Stored items
* * *
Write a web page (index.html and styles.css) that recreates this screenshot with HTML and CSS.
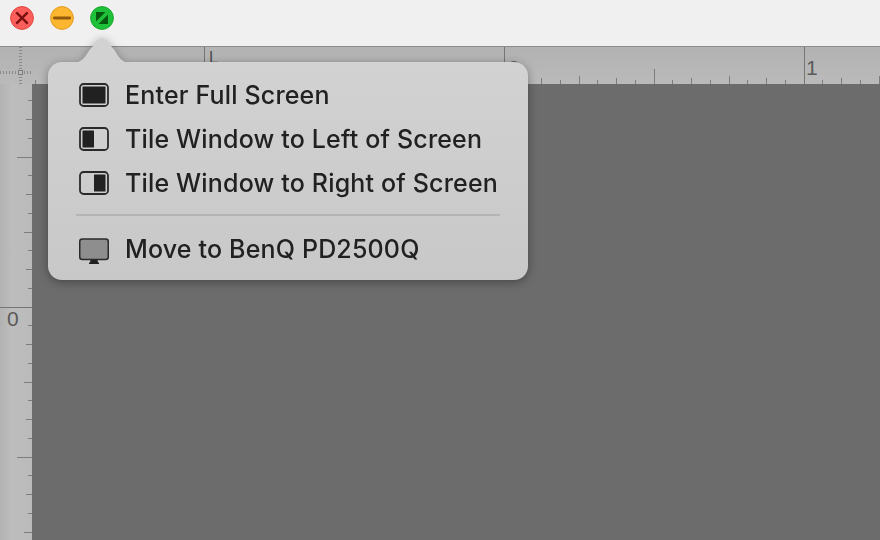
FILE: index.html
```
<!DOCTYPE html>
<html lang="en">
<head>
<meta charset="utf-8">
<title>Window menu</title>
<link rel="stylesheet" href="styles.css">
</head>
<body>
<div class="window">
  <header class="titlebar">
    <svg class="light" viewBox="0 0 24 24"><circle class="red" cx="12" cy="12" r="11.4"/><path class="x" d="M6.300 6.300l11.400 11.400M17.700 6.300L6.300 17.700"/></svg>
    <svg class="light" viewBox="0 0 24 24"><circle class="yellow" cx="12" cy="12" r="11.4"/><path class="minus" d="M4.300 12h15.400"/></svg>
    <svg class="light" viewBox="0 0 24 24"><circle class="green" cx="12" cy="12" r="11.4"/><path class="tri" d="M6 6h9.500L6 15.500zM18 18H8.500L18 8.500z"/></svg>
  </header>
  <div class="top-row">
    <svg class="corner" width="32" height="37" viewBox="0 0 32 37" shape-rendering="crispEdges">
      <path class="dots" d="M20.500 0V37M0 25.500H32"/>
      <rect class="center" x="18.500" y="23.500" width="4" height="4"/>
    </svg>
    <svg class="h-ruler" width="848" height="37" viewBox="0 0 848 37" shape-rendering="crispEdges">
      <defs>
        <pattern id="ht" x="172" y="0" width="300" height="37" patternUnits="userSpaceOnUse">
          <rect class="major" x="0" y="0" width="1" height="37"/>
          <rect class="tick" x="18" y="33" width="1" height="4"/>
          <rect class="tick" x="37" y="31" width="1" height="6"/>
          <rect class="tick" x="56" y="33" width="1" height="4"/>
          <rect class="tick" x="75" y="29" width="1" height="8"/>
          <rect class="tick" x="93" y="33" width="1" height="4"/>
          <rect class="tick" x="112" y="31" width="1" height="6"/>
          <rect class="tick" x="131" y="33" width="1" height="4"/>
          <rect class="tick" x="150" y="22" width="1" height="15"/>
          <rect class="tick" x="168" y="33" width="1" height="4"/>
          <rect class="tick" x="187" y="31" width="1" height="6"/>
          <rect class="tick" x="206" y="33" width="1" height="4"/>
          <rect class="tick" x="225" y="29" width="1" height="8"/>
          <rect class="tick" x="243" y="33" width="1" height="4"/>
          <rect class="tick" x="262" y="31" width="1" height="6"/>
          <rect class="tick" x="281" y="33" width="1" height="4"/>
        </pattern>
      </defs>
      <rect width="848" height="37" fill="url(#ht)"/>
      <text class="digit dark" x="177" y="16">L</text>
      <text class="digit" x="476" y="28">0</text>
      <text class="digit" x="774" y="28">1</text>
    </svg>
  </div>
  <div class="main-row">
    <svg class="v-ruler" width="32" height="456" viewBox="0 0 32 456" shape-rendering="crispEdges">
      <defs>
        <pattern id="vt" x="0" y="-77" width="32" height="300" patternUnits="userSpaceOnUse">
          <rect class="major" x="0" y="0" width="32" height="1"/>
          <rect class="tick" x="28" y="18" width="4" height="1"/>
          <rect class="tick" x="26" y="37" width="6" height="1"/>
          <rect class="tick" x="28" y="56" width="4" height="1"/>
          <rect class="tick" x="24" y="75" width="8" height="1"/>
          <rect class="tick" x="28" y="93" width="4" height="1"/>
          <rect class="tick" x="26" y="112" width="6" height="1"/>
          <rect class="tick" x="28" y="131" width="4" height="1"/>
          <rect class="tick" x="17" y="150" width="15" height="1"/>
          <rect class="tick" x="28" y="168" width="4" height="1"/>
          <rect class="tick" x="26" y="187" width="6" height="1"/>
          <rect class="tick" x="28" y="206" width="4" height="1"/>
          <rect class="tick" x="24" y="225" width="8" height="1"/>
          <rect class="tick" x="28" y="243" width="4" height="1"/>
          <rect class="tick" x="26" y="262" width="6" height="1"/>
          <rect class="tick" x="28" y="281" width="4" height="1"/>
        </pattern>
      </defs>
      <rect width="32" height="456" fill="url(#vt)"/>
      <text class="digit" x="7" y="242">0</text>
    </svg>
    <main class="canvas"></main>
  </div>
</div>

<div class="popover">
  <svg class="arrow" width="60" height="26" viewBox="0 0 60 26"><path d="M0 26C10 25.500 13 18 16.500 13L25 3C27 .5 31 .5 33 3L41.500 13C46 20 48 25.500 58 26z"/></svg>
  <nav class="panel">
    <div class="row">
      <svg class="icon" viewBox="0 0 30 24"><rect class="frame" x="1" y="1" width="28" height="22" rx="3.500"/><rect class="fill" x="3.500" y="3.500" width="23" height="17" rx=".5"/></svg>
      <span>Enter Full Screen</span>
    </div>
    <div class="row">
      <svg class="icon" viewBox="0 0 30 24"><rect class="frame" x="1" y="1" width="28" height="22" rx="3.500"/><rect class="fill" x="3.500" y="3.500" width="11.500" height="17" rx=".5"/></svg>
      <span>Tile Window to Left of Screen</span>
    </div>
    <div class="row">
      <svg class="icon" viewBox="0 0 30 24"><rect class="frame" x="1" y="1" width="28" height="22" rx="3.500"/><rect class="fill" x="15" y="3.500" width="11.500" height="17" rx=".5"/></svg>
      <span>Tile Window to Right of Screen</span>
    </div>
    <hr class="sep">
    <div class="row">
      <svg class="icon monitor" viewBox="0 0 30 26"><rect class="screen" x=".75" y="1" width="28.500" height="20.500" rx="2.500"/><path class="stand" d="M11.500 22h7l.5 2.500h1v2H10v-2h1z"/></svg>
      <span>Move to BenQ PD2500Q</span>
    </div>
  </nav>
</div>
</body>
</html>
```
FILE: styles.css
```
* { box-sizing: border-box; }

html, body {
  margin: 0;
  height: 100%;
  overflow: hidden;
}

body {
  position: relative;
  background: #6c6c6c;
  font-family: Inter, "Liberation Sans", sans-serif;
}

.window {
  display: flex;
  flex-direction: column;
  height: 540px;
}

.titlebar {
  display: flex;
  align-items: center;
  gap: 16px;
  height: 47px;
  padding: 0 0 11px 10px;
  background: #f0f0f0;
  border-bottom: 1px solid #8b8b8b;
  flex: none;
}

.light { width: 24px; height: 24px; display: block; }
.red { fill: #fb5f5b; stroke: #e2453f; stroke-width: 1; }
.yellow { fill: #fcb62f; stroke: #e09c22; stroke-width: 1; }
.green { fill: #1fc13a; stroke: #1aa62f; stroke-width: 1; }
.x { stroke: #7a0f10; stroke-width: 2.400; fill: none; }
.minus { stroke: #94590b; stroke-width: 2.800; fill: none; stroke-linecap: round; }
.tri { fill: #07580f; }

.top-row {
  display: flex;
  height: 37px;
  flex: none;
  background: linear-gradient(#b2b2b2, #bababa);
}

.corner, .h-ruler, .v-ruler { display: block; flex: none; }

.dots {
  fill: none;
  stroke: #8a8a8a;
  stroke-width: 3;
  stroke-dasharray: 1 2;
}
.center { fill: #bdbdbd; stroke: #7d7d7d; stroke-width: 1; }

.tick { fill: #7c7c7c; }
.major { fill: #757575; }

.digit {
  font-family: "Liberation Sans", sans-serif;
  font-size: 21px;
  fill: #5a5a5a;
}
.digit.dark { font-size: 16px; fill: #4c4c4c; }

.main-row {
  display: flex;
  flex: 1;
  min-height: 0;
}

.v-ruler {
  background: linear-gradient(90deg, #b2b2b2, #bdbdbd 12px, #bababa);
}

.canvas {
  flex: 1;
  background: #6c6c6c;
}

.popover {
  position: absolute;
  left: 48px;
  top: 37px;
  width: 480px;
  filter: drop-shadow(0 2px 5px rgba(0, 0, 0, .35));
}

.arrow {
  display: block;
  margin-left: 25px;
  margin-bottom: -1px;
  fill: #d2d2d2;
}

.panel {
  height: 218px;
  padding: 11px 0 0 31px;
  border-radius: 14px;
  background: linear-gradient(#d2d2d2, #c8c8c8);
}

.row {
  display: flex;
  align-items: center;
  gap: 16px;
  height: 44px;
  font-size: 25px;
  font-weight: 450;
  letter-spacing: .17px;
  color: #212121;
  white-space: nowrap;
}

.icon {
  width: 30px;
  height: 24px;
  flex: none;
}
.icon.monitor { height: 26px; margin-top: 3px; }

.frame {
  fill: none;
  stroke: #2a2a2a;
  stroke-width: 1.800;
}
.fill { fill: #212121; }
.screen { fill: #8e8e8e; stroke: #2a2a2a; stroke-width: 1.500; }
.stand { fill: #212121; }

.sep {
  width: 424px;
  height: 2px;
  margin: 9px 0 11px -3px;
  border: 0;
  background: #b4b4b4;
}
```
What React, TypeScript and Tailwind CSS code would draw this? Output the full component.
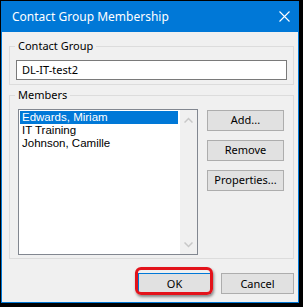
* * *
WHAT YOU NEED TO DO – Determine the number of lines where the string "html" occurs, and give that number only.

ANSWER TO THIS PROBLEM – 6